__DATA__.
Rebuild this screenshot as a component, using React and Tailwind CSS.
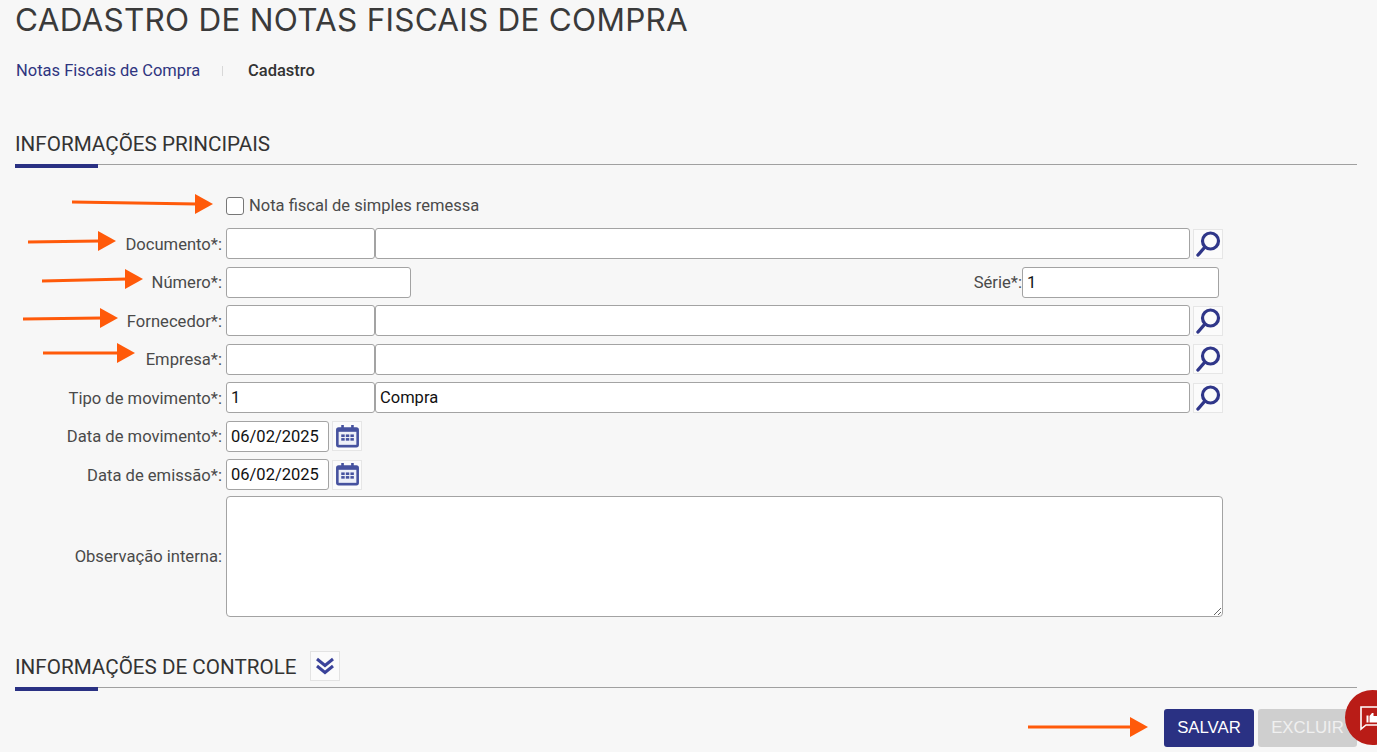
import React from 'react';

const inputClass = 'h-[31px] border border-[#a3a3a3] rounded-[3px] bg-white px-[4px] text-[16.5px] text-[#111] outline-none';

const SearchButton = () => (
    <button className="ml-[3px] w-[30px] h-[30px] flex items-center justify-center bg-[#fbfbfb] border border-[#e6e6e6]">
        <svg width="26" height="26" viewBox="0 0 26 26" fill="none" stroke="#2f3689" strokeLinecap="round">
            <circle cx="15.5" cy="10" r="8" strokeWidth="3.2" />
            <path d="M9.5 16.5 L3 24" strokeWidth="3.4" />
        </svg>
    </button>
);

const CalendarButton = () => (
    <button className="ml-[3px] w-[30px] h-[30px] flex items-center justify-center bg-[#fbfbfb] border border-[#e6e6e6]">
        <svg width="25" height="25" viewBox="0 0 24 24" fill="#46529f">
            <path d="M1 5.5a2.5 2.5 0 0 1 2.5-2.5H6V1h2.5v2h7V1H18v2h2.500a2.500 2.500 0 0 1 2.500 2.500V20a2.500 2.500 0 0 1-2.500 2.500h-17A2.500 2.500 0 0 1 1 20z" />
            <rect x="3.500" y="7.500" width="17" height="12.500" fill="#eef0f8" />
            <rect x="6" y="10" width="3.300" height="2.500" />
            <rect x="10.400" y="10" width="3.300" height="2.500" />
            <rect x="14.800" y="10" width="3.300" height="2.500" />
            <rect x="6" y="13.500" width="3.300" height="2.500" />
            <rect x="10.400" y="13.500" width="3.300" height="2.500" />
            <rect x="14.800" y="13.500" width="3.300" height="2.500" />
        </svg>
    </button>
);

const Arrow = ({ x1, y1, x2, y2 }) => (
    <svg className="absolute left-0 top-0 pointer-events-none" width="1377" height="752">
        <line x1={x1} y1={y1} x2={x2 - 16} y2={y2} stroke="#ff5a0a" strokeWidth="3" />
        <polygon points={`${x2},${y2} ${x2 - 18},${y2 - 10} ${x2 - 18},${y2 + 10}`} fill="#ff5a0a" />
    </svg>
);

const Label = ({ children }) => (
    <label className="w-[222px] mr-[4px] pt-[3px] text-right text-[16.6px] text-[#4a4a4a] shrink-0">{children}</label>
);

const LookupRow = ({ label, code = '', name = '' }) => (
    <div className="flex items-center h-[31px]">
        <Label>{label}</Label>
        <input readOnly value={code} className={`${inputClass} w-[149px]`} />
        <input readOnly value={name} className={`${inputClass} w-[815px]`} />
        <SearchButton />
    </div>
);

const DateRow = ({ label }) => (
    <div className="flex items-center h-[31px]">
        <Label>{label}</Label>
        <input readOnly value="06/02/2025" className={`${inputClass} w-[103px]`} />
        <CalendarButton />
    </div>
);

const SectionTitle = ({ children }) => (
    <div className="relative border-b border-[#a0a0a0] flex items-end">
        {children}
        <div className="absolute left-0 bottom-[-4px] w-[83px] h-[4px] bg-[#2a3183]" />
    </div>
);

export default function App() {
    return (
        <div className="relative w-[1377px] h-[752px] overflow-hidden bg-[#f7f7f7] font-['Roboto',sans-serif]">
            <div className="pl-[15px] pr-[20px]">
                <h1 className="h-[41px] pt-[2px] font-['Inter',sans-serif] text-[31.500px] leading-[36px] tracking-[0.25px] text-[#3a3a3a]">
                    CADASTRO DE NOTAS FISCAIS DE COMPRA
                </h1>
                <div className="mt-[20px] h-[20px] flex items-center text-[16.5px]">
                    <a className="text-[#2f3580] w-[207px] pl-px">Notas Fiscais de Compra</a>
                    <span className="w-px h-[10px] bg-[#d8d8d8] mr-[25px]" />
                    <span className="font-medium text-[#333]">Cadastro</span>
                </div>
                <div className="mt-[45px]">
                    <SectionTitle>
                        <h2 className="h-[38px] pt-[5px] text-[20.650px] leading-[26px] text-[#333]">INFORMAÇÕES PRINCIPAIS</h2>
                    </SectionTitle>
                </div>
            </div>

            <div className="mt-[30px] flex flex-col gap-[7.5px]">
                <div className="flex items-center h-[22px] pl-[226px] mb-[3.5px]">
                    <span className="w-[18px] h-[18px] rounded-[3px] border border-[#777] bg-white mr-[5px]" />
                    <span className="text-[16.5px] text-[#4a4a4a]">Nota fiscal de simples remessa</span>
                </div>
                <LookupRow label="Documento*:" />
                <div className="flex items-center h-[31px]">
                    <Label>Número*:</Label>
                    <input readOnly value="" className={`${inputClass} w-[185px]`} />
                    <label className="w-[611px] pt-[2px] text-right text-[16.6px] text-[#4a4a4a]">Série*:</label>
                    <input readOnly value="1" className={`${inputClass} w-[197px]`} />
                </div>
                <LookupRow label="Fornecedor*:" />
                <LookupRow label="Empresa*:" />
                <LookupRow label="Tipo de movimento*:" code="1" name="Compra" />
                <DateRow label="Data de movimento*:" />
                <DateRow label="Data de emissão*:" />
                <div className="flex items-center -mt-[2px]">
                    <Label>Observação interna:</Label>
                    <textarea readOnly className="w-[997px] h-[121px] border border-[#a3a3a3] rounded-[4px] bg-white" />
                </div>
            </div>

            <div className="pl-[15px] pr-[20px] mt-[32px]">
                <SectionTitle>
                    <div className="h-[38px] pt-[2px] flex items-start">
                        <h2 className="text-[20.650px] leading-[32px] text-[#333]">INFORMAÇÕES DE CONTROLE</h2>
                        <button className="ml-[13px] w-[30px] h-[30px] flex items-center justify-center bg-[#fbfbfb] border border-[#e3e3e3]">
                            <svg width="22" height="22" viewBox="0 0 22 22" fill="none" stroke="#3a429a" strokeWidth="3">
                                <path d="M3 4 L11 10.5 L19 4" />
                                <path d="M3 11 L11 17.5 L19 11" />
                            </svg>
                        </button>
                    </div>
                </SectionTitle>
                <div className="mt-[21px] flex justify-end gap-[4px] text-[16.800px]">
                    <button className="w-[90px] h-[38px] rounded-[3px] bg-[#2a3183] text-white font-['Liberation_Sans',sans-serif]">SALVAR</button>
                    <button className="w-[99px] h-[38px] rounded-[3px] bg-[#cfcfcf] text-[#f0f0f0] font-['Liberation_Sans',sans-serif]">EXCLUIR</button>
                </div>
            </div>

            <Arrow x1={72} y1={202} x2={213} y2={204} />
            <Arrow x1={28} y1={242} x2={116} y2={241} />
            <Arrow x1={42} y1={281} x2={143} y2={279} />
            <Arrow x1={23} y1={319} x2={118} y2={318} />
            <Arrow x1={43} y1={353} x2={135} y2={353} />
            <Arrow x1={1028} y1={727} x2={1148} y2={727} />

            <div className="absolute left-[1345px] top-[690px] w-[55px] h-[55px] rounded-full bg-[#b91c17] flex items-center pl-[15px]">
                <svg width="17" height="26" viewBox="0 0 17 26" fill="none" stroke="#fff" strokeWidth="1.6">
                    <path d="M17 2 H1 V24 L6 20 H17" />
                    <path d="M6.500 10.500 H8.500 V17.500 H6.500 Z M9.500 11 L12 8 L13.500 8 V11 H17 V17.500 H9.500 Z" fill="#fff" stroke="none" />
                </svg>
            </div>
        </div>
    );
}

__DESCRIPTION OF THE TASK__. Reproduce every line exactly and omit all pictures.

__SOLUTION__.
Rebuild this screenshot as a component, using React and Tailwind CSS.
import React from 'react';

const inputClass = 'h-[31px] border border-[#a3a3a3] rounded-[3px] bg-white px-[4px] text-[16.5px] text-[#111] outline-none';

const SearchButton = () => (
    <button className="ml-[3px] w-[30px] h-[30px] flex items-center justify-center bg-[#fbfbfb] border border-[#e6e6e6]">
        <svg width="26" height="26" viewBox="0 0 26 26" fill="none" stroke="#2f3689" strokeLinecap="round">
            <circle cx="15.5" cy="10" r="8" strokeWidth="3.2" />
            <path d="M9.5 16.5 L3 24" strokeWidth="3.4" />
        </svg>
    </button>
);

const CalendarButton = () => (
    <button className="ml-[3px] w-[30px] h-[30px] flex items-center justify-center bg-[#fbfbfb] border border-[#e6e6e6]">
        <svg width="25" height="25" viewBox="0 0 24 24" fill="#46529f">
            <path d="M1 5.5a2.5 2.5 0 0 1 2.5-2.5H6V1h2.5v2h7V1H18v2h2.500a2.500 2.500 0 0 1 2.500 2.500V20a2.500 2.500 0 0 1-2.500 2.500h-17A2.500 2.500 0 0 1 1 20z" />
            <rect x="3.500" y="7.500" width="17" height="12.500" fill="#eef0f8" />
            <rect x="6" y="10" width="3.300" height="2.500" />
            <rect x="10.400" y="10" width="3.300" height="2.500" />
            <rect x="14.800" y="10" width="3.300" height="2.500" />
            <rect x="6" y="13.500" width="3.300" height="2.500" />
            <rect x="10.400" y="13.500" width="3.300" height="2.500" />
            <rect x="14.800" y="13.500" width="3.300" height="2.500" />
        </svg>
    </button>
);

const Arrow = ({ x1, y1, x2, y2 }) => (
    <svg className="absolute left-0 top-0 pointer-events-none" width="1377" height="752">
        <line x1={x1} y1={y1} x2={x2 - 16} y2={y2} stroke="#ff5a0a" strokeWidth="3" />
        <polygon points={`${x2},${y2} ${x2 - 18},${y2 - 10} ${x2 - 18},${y2 + 10}`} fill="#ff5a0a" />
    </svg>
);

const Label = ({ children }) => (
    <label className="w-[222px] mr-[4px] pt-[3px] text-right text-[16.6px] text-[#4a4a4a] shrink-0">{children}</label>
);

const LookupRow = ({ label, code = '', name = '' }) => (
    <div className="flex items-center h-[31px]">
        <Label>{label}</Label>
        <input readOnly value={code} className={`${inputClass} w-[149px]`} />
        <input readOnly value={name} className={`${inputClass} w-[815px]`} />
        <SearchButton />
    </div>
);

const DateRow = ({ label }) => (
    <div className="flex items-center h-[31px]">
        <Label>{label}</Label>
        <input readOnly value="06/02/2025" className={`${inputClass} w-[103px]`} />
        <CalendarButton />
    </div>
);

const SectionTitle = ({ children }) => (
    <div className="relative border-b border-[#a0a0a0] flex items-end">
        {children}
        <div className="absolute left-0 bottom-[-4px] w-[83px] h-[4px] bg-[#2a3183]" />
    </div>
);

export default function App() {
    return (
        <div className="relative w-[1377px] h-[752px] overflow-hidden bg-[#f7f7f7] font-['Roboto',sans-serif]">
            <div className="pl-[15px] pr-[20px]">
                <h1 className="h-[41px] pt-[2px] font-['Inter',sans-serif] text-[31.500px] leading-[36px] tracking-[0.25px] text-[#3a3a3a]">
                    CADASTRO DE NOTAS FISCAIS DE COMPRA
                </h1>
                <div className="mt-[20px] h-[20px] flex items-center text-[16.5px]">
                    <a className="text-[#2f3580] w-[207px] pl-px">Notas Fiscais de Compra</a>
                    <span className="w-px h-[10px] bg-[#d8d8d8] mr-[25px]" />
                    <span className="font-medium text-[#333]">Cadastro</span>
                </div>
                <div className="mt-[45px]">
                    <SectionTitle>
                        <h2 className="h-[38px] pt-[5px] text-[20.650px] leading-[26px] text-[#333]">INFORMAÇÕES PRINCIPAIS</h2>
                    </SectionTitle>
                </div>
            </div>

            <div className="mt-[30px] flex flex-col gap-[7.5px]">
                <div className="flex items-center h-[22px] pl-[226px] mb-[3.5px]">
                    <span className="w-[18px] h-[18px] rounded-[3px] border border-[#777] bg-white mr-[5px]" />
                    <span className="text-[16.5px] text-[#4a4a4a]">Nota fiscal de simples remessa</span>
                </div>
                <LookupRow label="Documento*:" />
                <div className="flex items-center h-[31px]">
                    <Label>Número*:</Label>
                    <input readOnly value="" className={`${inputClass} w-[185px]`} />
                    <label className="w-[611px] pt-[2px] text-right text-[16.6px] text-[#4a4a4a]">Série*:</label>
                    <input readOnly value="1" className={`${inputClass} w-[197px]`} />
                </div>
                <LookupRow label="Fornecedor*:" />
                <LookupRow label="Empresa*:" />
                <LookupRow label="Tipo de movimento*:" code="1" name="Compra" />
                <DateRow label="Data de movimento*:" />
                <DateRow label="Data de emissão*:" />
                <div className="flex items-center -mt-[2px]">
                    <Label>Observação interna:</Label>
                    <textarea readOnly className="w-[997px] h-[121px] border border-[#a3a3a3] rounded-[4px] bg-white" />
                </div>
            </div>

            <div className="pl-[15px] pr-[20px] mt-[32px]">
                <SectionTitle>
                    <div className="h-[38px] pt-[2px] flex items-start">
                        <h2 className="text-[20.650px] leading-[32px] text-[#333]">INFORMAÇÕES DE CONTROLE</h2>
                        <button className="ml-[13px] w-[30px] h-[30px] flex items-center justify-center bg-[#fbfbfb] border border-[#e3e3e3]">
                            <svg width="22" height="22" viewBox="0 0 22 22" fill="none" stroke="#3a429a" strokeWidth="3">
                                <path d="M3 4 L11 10.5 L19 4" />
                                <path d="M3 11 L11 17.5 L19 11" />
                            </svg>
                        </button>
                    </div>
                </SectionTitle>
                <div className="mt-[21px] flex justify-end gap-[4px] text-[16.800px]">
                    <button className="w-[90px] h-[38px] rounded-[3px] bg-[#2a3183] text-white font-['Liberation_Sans',sans-serif]">SALVAR</button>
                    <button className="w-[99px] h-[38px] rounded-[3px] bg-[#cfcfcf] text-[#f0f0f0] font-['Liberation_Sans',sans-serif]">EXCLUIR</button>
                </div>
            </div>

            <Arrow x1={72} y1={202} x2={213} y2={204} />
            <Arrow x1={28} y1={242} x2={116} y2={241} />
            <Arrow x1={42} y1={281} x2={143} y2={279} />
            <Arrow x1={23} y1={319} x2={118} y2={318} />
            <Arrow x1={43} y1={353} x2={135} y2={353} />
            <Arrow x1={1028} y1={727} x2={1148} y2={727} />

            <div className="absolute left-[1345px] top-[690px] w-[55px] h-[55px] rounded-full bg-[#b91c17] flex items-center pl-[15px]">
                <svg width="17" height="26" viewBox="0 0 17 26" fill="none" stroke="#fff" strokeWidth="1.6">
                    <path d="M17 2 H1 V24 L6 20 H17" />
                    <path d="M6.500 10.500 H8.500 V17.500 H6.500 Z M9.500 11 L12 8 L13.500 8 V11 H17 V17.500 H9.500 Z" fill="#fff" stroke="none" />
                </svg>
            </div>
        </div>
    );
}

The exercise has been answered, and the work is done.